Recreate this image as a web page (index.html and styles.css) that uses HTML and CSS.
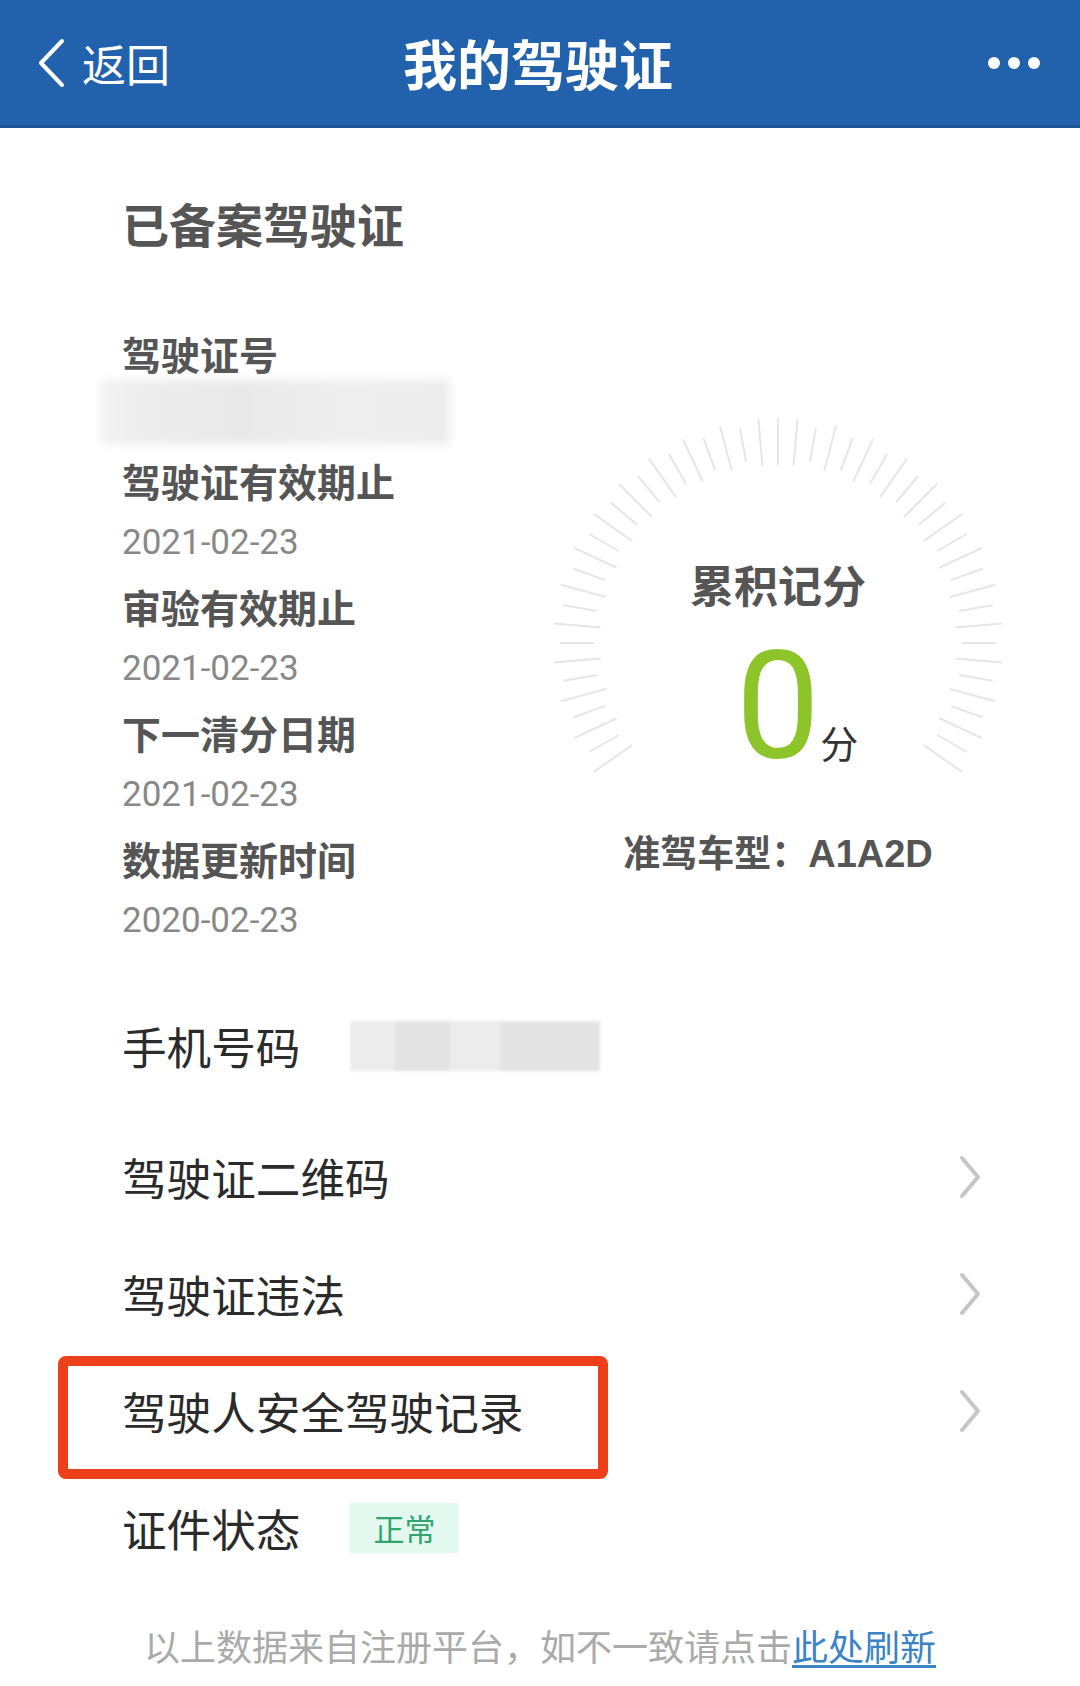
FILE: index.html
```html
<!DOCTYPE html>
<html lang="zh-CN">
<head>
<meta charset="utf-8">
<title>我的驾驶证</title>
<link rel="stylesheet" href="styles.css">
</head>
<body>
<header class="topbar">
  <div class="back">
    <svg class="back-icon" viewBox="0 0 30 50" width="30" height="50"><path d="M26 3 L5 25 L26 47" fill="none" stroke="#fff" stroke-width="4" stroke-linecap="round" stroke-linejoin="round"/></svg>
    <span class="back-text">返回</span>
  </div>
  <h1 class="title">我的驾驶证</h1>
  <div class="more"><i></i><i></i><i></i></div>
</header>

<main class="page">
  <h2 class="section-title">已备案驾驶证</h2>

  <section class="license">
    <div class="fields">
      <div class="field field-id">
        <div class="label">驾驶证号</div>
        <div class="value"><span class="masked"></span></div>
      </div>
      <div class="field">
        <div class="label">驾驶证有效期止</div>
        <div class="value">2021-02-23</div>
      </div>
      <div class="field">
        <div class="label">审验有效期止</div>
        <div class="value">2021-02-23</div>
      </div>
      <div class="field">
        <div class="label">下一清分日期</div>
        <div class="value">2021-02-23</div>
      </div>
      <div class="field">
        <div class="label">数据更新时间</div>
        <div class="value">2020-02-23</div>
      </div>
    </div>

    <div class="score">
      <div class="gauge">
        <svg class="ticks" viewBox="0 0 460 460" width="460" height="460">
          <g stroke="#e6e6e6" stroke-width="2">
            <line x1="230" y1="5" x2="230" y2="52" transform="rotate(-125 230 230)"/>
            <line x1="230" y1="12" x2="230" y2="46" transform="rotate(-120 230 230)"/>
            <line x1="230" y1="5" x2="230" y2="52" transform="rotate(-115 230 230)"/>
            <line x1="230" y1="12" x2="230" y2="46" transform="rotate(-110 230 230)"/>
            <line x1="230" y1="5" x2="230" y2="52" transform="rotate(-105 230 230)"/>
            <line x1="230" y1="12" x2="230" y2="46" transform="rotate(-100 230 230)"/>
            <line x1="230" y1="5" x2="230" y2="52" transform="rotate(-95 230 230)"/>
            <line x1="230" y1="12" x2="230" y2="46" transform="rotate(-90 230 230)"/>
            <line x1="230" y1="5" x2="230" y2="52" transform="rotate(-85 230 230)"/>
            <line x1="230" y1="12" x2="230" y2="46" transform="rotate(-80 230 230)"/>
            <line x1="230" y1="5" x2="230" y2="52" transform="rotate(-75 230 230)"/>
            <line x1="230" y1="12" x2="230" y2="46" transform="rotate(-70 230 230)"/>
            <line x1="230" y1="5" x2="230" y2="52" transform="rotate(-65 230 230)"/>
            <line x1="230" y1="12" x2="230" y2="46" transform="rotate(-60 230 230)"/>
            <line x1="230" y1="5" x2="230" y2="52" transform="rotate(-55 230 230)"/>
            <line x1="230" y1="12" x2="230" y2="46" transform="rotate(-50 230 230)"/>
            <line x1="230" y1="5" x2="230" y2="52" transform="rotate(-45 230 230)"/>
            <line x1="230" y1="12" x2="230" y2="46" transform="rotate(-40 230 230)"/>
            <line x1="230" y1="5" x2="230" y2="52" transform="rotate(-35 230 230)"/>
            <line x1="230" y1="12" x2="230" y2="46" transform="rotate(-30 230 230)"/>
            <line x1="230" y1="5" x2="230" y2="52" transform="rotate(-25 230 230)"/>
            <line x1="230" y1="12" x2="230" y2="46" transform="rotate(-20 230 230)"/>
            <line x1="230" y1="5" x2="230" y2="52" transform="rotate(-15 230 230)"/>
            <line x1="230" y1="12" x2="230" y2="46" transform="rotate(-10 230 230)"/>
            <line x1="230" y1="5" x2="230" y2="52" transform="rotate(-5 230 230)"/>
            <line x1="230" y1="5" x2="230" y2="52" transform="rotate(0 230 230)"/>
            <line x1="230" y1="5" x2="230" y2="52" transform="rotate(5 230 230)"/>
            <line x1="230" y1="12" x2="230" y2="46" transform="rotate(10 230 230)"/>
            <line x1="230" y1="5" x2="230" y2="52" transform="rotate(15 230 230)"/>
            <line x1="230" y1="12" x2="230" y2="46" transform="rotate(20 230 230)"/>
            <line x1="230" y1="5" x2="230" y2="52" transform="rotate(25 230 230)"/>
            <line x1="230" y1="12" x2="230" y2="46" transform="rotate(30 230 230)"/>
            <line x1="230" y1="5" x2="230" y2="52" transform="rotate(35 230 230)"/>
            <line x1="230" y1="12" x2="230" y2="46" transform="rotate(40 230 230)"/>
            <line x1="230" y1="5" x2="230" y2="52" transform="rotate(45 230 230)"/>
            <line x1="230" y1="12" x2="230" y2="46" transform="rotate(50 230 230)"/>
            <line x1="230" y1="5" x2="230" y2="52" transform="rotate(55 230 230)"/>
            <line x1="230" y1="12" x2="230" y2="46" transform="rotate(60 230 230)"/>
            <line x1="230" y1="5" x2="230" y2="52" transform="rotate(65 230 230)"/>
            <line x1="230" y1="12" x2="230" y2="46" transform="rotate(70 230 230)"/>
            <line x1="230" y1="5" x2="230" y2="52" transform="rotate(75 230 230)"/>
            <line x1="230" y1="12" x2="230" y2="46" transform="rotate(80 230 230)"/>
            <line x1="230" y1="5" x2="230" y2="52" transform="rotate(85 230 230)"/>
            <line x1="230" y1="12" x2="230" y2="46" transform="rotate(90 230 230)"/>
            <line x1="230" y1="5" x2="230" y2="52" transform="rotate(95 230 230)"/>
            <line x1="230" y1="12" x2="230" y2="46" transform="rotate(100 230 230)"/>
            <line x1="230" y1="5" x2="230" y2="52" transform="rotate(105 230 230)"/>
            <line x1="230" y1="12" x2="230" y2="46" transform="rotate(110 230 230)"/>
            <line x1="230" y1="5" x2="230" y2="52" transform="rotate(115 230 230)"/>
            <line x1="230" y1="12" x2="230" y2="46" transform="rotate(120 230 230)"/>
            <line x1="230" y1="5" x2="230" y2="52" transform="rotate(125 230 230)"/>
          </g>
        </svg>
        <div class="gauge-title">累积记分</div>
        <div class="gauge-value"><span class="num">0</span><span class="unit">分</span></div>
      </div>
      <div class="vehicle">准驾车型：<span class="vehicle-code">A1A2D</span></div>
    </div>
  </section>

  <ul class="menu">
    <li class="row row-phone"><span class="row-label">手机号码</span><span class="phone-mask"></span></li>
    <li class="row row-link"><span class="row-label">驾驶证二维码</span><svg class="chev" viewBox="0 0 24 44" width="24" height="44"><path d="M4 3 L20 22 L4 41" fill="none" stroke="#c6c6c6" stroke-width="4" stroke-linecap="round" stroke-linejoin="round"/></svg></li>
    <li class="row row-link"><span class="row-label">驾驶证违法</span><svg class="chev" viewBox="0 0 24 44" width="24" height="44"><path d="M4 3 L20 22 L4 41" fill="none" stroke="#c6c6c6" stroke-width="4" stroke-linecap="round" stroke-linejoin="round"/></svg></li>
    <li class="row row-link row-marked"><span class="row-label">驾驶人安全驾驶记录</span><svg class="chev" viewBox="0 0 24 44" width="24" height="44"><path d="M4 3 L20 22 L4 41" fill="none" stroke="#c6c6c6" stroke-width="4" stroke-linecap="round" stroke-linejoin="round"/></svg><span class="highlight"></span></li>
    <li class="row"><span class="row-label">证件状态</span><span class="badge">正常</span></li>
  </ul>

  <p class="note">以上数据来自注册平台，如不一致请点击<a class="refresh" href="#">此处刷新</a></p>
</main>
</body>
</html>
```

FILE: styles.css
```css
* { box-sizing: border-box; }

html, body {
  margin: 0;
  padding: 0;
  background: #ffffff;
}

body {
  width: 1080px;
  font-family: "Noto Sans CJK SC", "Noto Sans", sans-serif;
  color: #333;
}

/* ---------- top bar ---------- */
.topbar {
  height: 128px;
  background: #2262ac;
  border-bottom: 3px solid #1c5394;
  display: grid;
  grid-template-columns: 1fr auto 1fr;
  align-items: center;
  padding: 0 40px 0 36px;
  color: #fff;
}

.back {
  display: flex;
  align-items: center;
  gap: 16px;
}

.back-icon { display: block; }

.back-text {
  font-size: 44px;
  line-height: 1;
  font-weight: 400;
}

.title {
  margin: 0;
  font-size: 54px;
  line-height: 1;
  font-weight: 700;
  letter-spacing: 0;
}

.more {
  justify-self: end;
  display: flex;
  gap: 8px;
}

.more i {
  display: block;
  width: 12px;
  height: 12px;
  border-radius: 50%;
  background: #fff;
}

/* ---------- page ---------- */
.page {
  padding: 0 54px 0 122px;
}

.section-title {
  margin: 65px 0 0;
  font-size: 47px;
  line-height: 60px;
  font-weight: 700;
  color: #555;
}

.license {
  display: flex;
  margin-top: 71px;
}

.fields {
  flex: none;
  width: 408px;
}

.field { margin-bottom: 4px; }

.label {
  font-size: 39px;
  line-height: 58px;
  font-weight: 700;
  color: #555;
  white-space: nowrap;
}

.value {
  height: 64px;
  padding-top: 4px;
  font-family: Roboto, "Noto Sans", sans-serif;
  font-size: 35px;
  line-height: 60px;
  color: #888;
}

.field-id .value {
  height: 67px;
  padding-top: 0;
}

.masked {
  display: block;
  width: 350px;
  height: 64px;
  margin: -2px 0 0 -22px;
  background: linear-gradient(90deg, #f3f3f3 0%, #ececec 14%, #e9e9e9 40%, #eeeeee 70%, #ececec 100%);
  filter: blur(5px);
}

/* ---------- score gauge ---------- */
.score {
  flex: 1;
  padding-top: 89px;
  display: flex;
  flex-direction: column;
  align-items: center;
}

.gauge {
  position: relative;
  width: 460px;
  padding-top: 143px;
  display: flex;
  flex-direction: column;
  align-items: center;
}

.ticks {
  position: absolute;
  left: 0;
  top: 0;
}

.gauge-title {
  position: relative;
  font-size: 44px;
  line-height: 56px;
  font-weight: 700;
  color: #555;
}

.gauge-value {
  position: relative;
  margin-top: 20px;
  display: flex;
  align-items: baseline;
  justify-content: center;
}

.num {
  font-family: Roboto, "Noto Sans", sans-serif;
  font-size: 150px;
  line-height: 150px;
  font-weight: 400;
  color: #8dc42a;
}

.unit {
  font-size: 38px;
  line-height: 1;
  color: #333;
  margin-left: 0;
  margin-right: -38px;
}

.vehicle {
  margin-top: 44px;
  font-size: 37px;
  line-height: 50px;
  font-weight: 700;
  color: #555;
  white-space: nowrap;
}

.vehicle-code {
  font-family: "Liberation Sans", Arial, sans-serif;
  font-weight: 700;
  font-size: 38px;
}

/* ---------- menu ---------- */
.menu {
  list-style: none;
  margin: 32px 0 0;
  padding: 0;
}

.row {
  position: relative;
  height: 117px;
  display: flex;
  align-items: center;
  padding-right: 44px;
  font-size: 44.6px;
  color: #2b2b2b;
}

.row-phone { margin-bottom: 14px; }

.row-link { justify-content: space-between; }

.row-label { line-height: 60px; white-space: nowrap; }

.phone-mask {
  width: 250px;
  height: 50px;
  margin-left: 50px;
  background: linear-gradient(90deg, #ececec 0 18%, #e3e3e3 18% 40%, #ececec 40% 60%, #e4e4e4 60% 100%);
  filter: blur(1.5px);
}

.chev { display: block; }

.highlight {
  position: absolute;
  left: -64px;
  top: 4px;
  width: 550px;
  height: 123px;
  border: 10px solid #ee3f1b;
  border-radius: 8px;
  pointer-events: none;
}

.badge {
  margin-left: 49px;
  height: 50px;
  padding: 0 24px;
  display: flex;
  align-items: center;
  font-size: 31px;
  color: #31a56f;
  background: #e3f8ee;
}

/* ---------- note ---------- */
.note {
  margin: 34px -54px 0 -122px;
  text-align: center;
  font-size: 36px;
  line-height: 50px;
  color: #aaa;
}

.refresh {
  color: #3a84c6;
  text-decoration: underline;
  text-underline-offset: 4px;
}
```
____________
| OBJECTIVE |
Lines of the material that contain the word "styles" are to be gathered.

| THE RESULT |
Recreate this image as a web page (index.html and styles.css) that uses HTML and CSS.
<link rel="stylesheet" href="styles.css">
FILE: styles.css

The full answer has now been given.